In 2016 work sent me to Frankfurt, Germany for a few days to go to the IFFA trade show. From there it was just a quick hop across the Atlantic to start my holiday, my first Topdeck tour, their USA & Canada Adventure tour, the 10th of May 2016 departure. It kind of fitted in with the work trip. It could have done with starting a day or so later so I could have had more time at the trade show, and a tour in Europe would have been closer, but it worked out OK.
My transfer in Frankfurt was a bit late (I think it ended up being about 15mins), he did call the hotel and the front desk person came and told me. Nice newish merc, got me to the airport in time though (I could see the speedo up to the 120km/h mark but I couldn’t see the needle quite a bit of the time ). Frankfurt airport seemed to be in the middle of some reconstruction so was a bit confusing. Like after passport control coming in we seemed to re-join the people heading to security to go to gates and then exit out into the land side before re-entering an area (with little security) to get to baggage claim which was rather weird for an international flight. At security make sure you say something in English so they know to speak English to you then it’ll go a bit more smoothly .
Getting into the USA there were so many different lines you could take, I eventually settled on the returning ESTA(/I think USA citizen) one where I used one of their machines to read my passport, take my finger prints and photo (use the big bar to move the machine/camera to line your face up in the area on the screen). Won’t be able to use that next time as I’ll probably have a new passport by then so will have a new ESTA.

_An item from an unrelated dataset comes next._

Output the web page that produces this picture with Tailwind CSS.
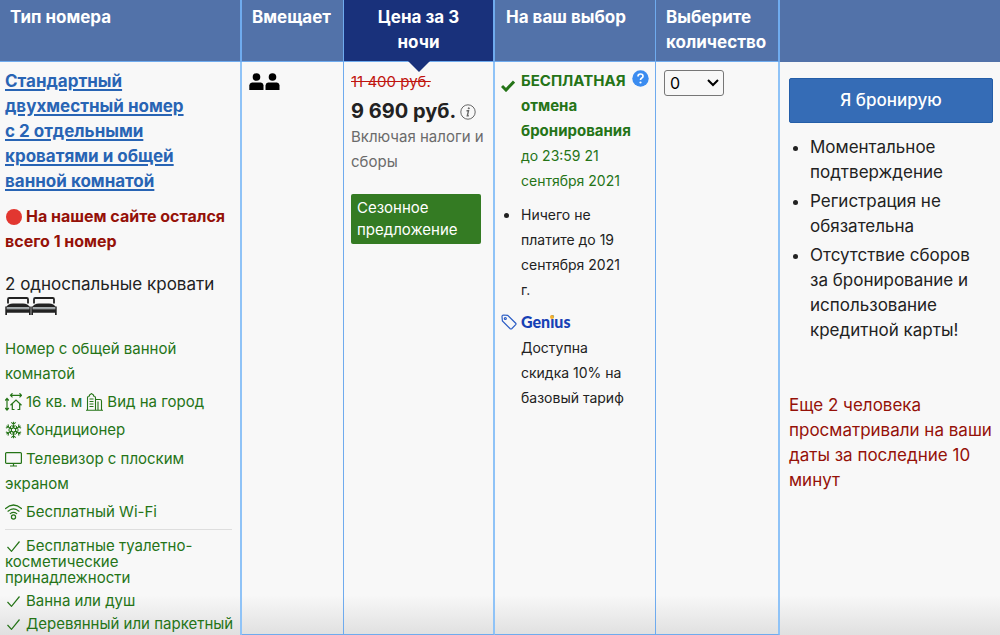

I forgot about the ground transportation desk bit on getting the transfer in New York, but after I remembered that it was fairly easy to get the pickup sorted. But it took forever. The flight arrived on time (actually early but we had to wait for a gate) but it was about 3pm (having landed around 11am) by the time I was finally dropped off at my hotel and the majority of that was waiting for the shuttle and waiting for everybody else to be dropped off. Private transfer probably would have been the way to go.
The Marrakech was, interesting. The lobby wasn’t at or even close to ground level, it was up some fairly narrow and small stairs. There were people available to carry your suitcase up the stairs if you wished though. Once in the lobby it wasn’t too bad, neither was my room, but the hallways and stairs (no lifts) were in very stark contrast to the hotel I’d just come from in Frankfurt (although that one was a 5 star). The hallway and stair areas were probably the worst of the whole trip. They couldn’t make up their minds whether they wanted a credit card for incidentals or not as I was only staying one night and the room was prepaid. Lots of people stayed at other hotels (and hostels, there’s one (HI) only a block or so away), esp after a the trip. Only 3 of us stayed at the Marrakech after the trip. Our tour manager helped people get taxis to get to their other hotels etc.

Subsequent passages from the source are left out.